Because God isn’t satisfied with a training-wheel faith. Jesus tells us that we need to love the Lord our God with all our heart, and all our mind, and all our spirit, and often we just give God some of our heart, and a little bit of our mind, and a dash of our spirit. And God says in these times, no, I know you can do more than this, and he steps away, just as many of us let go of our kids’ handle bars and let them petal that bike on their own. That doesn’t mean that we’re not still standing there, praying to high heaven that our kids will really learn how to ride that bike, and ready in a jiffy to rush up and help if that bike crashes – but God wants us to petal that bike.
There are two things to say about this, and then I’m done. First, we should be careful not to confuse real despair with a dark night of the soul. Sometimes God steps back so that we can grow; sometimes we fall into a grief so deep that we think God is turned away from us. This is why we practice Lent in a community, so that if we do experience darkness, we can speak that to wise and discerning guides who can help us see whether we’re in the depths of doubt and despair or whether God is calling us to go deeper. The dark night of the soul is not one that we go through alone, like me off like a dork in Thailand, thinking I can huff it through a country on my own. Dark nights of the soul are experienced alone and discerned in community.

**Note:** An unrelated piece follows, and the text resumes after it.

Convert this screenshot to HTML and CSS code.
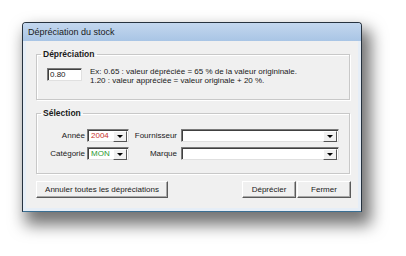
FILE: index.html
```html
<!DOCTYPE html>
<html lang="fr">
<head>
    <meta charset="UTF-8">
    <title>Dépréciation du stock</title>
    <link rel="stylesheet" href="styles.css">
</head>
<body>
    <div class="stage">
        <div class="window">
            <div class="titlebar">Dépréciation du stock</div>
            <div class="client">
                <fieldset class="group">
                    <legend>Dépréciation</legend>
                    <div class="depr-row">
                        <div class="textbox">0.80</div>
                        <div class="hint">
                            Ex: 0.65 : valeur dépréciée = 65 % de la valeur origininale.<br>
                            1.20 : valeur appréciée = valeur originale + 20 %.
                        </div>
                    </div>
                </fieldset>
                <fieldset class="group sel">
                    <legend>Sélection</legend>
                    <div class="sel-grid">
                        <span class="lbl">Année</span>
                        <div class="combo"><span class="val red">2004</span><span class="drop"></span></div>
                        <span class="lbl lbl2">Fournisseur</span>
                        <div class="combo"><span class="val"></span><span class="drop"></span></div>
                        <span class="lbl">Catégorie</span>
                        <div class="combo"><span class="val green">MON</span><span class="drop"></span></div>
                        <span class="lbl lbl2">Marque</span>
                        <div class="combo"><span class="val"></span><span class="drop"></span></div>
                    </div>
                </fieldset>
                <div class="actions">
                    <button class="btn wide">Annuler toutes les dépréciations</button>
                    <span class="spacer"></span>
                    <button class="btn">Déprécier</button>
                    <button class="btn">Fermer</button>
                </div>
            </div>
        </div>
    </div>
</body>
</html>
```

FILE: styles.css
```css
body {
    margin: 0;
    background: #fff;
    font-family: "Liberation Sans", Arial, sans-serif;
    font-size: 8px;
    color: #1a1a1a;
}
.stage {
    padding: 22px 0 0 22px;
    height: 234px;
}
.window {
    width: 338px;
    height: 188px;
    border: 1px solid #26323f;
    border-bottom-color: #3a6f93;
    border-radius: 4px 4px 0 0;
    background: #e6eef7;
    box-shadow: 6px 10px 16px 3px rgba(0, 0, 0, 0.55);
    display: flex;
    flex-direction: column;
}
.titlebar {
    height: 18px;
    line-height: 18px;
    padding-left: 5px;
    font-size: 9px;
    color: #1a1a1a;
    background: linear-gradient(#c3d7ee, #a9c5e5);
    border-radius: 3px 3px 0 0;
}
.client {
    margin: 0 3px 3px;
    flex: 1;
    background: #f0f0f0;
    padding: 8px 8px 0 10px;
}
.group {
    margin: 0;
    padding: 9px 0 13px 0;
    border: 1px solid #c8c8c8;
    box-shadow: inset 1px 1px 0 #fff, 1px 1px 0 #fff;
}
.group legend {
    font-weight: bold;
    font-size: 8.5px;
    line-height: 10px;
    padding: 0 2px;
    margin-left: 4px;
    color: #1a1a1a;
}
.depr-row {
    display: flex;
    gap: 8px;
    height: 18px;
    margin-left: 10px;
}
.textbox {
    width: 31px;
    height: 11px;
    line-height: 11px;
    padding-left: 2px;
    background: #fff;
    border: 1px solid #7a7a7a;
    border-right-color: #e0e0e0;
    border-bottom-color: #e0e0e0;
    box-shadow: inset 1px 1px 0 #404040;
}
.hint {
    line-height: 9px;
    margin-top: -1px;
}
.sel {
    margin-top: 8px;
    padding: 11px 0 13px 0;
}
.sel-grid {
    display: grid;
    grid-template-columns: 50px 42px 52px 158px;
    grid-auto-rows: 13px;
    row-gap: 5px;
    align-items: center;
}
.lbl {
    text-align: right;
    padding-right: 2px;
}
.lbl2 {
    padding-right: 4px;
}
.combo {
    height: 13px;
    box-sizing: border-box;
    display: flex;
    background: #fff;
    border: 1px solid #7a7a7a;
    border-right-color: #e0e0e0;
    border-bottom-color: #e0e0e0;
    box-shadow: inset 1px 1px 0 #404040;
    padding: 1px 0 0 1px;
}
.val {
    flex: 1;
    line-height: 10px;
    padding-left: 2px;
}
.red {
    color: #c8322e;
}
.green {
    color: #2b9a34;
}
.drop {
    width: 12px;
    height: 9px;
    margin: 0 1px 0 0;
    background: #f0f0f0;
    border: 1px solid #fff;
    border-right-color: #555;
    border-bottom-color: #555;
    display: flex;
    align-items: center;
    justify-content: center;
}
.drop::after {
    content: "";
    border-left: 3px solid transparent;
    border-right: 3px solid transparent;
    border-top: 3px solid #000;
}
.actions {
    display: flex;
    margin-top: 7px;
    margin-right: -1px;
}
.spacer {
    flex: 1;
}
.btn {
    height: 17px;
    width: 54px;
    padding: 0;
    font-family: inherit;
    font-size: 8px;
    color: #1a1a1a;
    background: #f0f0f0;
    border: 1px solid #fff;
    border-right-color: #5a5a5a;
    border-bottom-color: #5a5a5a;
    box-shadow: inset -1px -1px 0 #a8a8a8;
    margin-left: 1px;
}
.btn.wide {
    width: 132px;
    margin-left: 0;
}
```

And this reminds us of something else, that when we, as parents and grandparents, take the training wheels off of our children’s and grandkid’s bikes, it’s not so that they can go and leave and disappear. It’s so that they can grow, and continue to grow, into stable, strong, honest adults. And, as adults, we can enter with them into a deeper and more loving relationship. It is the same with God: God doesn’t tell us to go and leave our father’s house, he doesn’t lead us into (and then out of) dark nights of the soul just so that we can be more self-reliant and self-possessed, so that we will need God less and less. No, God leads us through these times, and again, out of them, so that we may mature as Christians and grow into an adult faith. For what God hopes is that we are not mere children but true Daughters and Sons like his own Son Jesus Christ. And for that we walk through the darkness of Lent with the dawn of Easter on the horizon.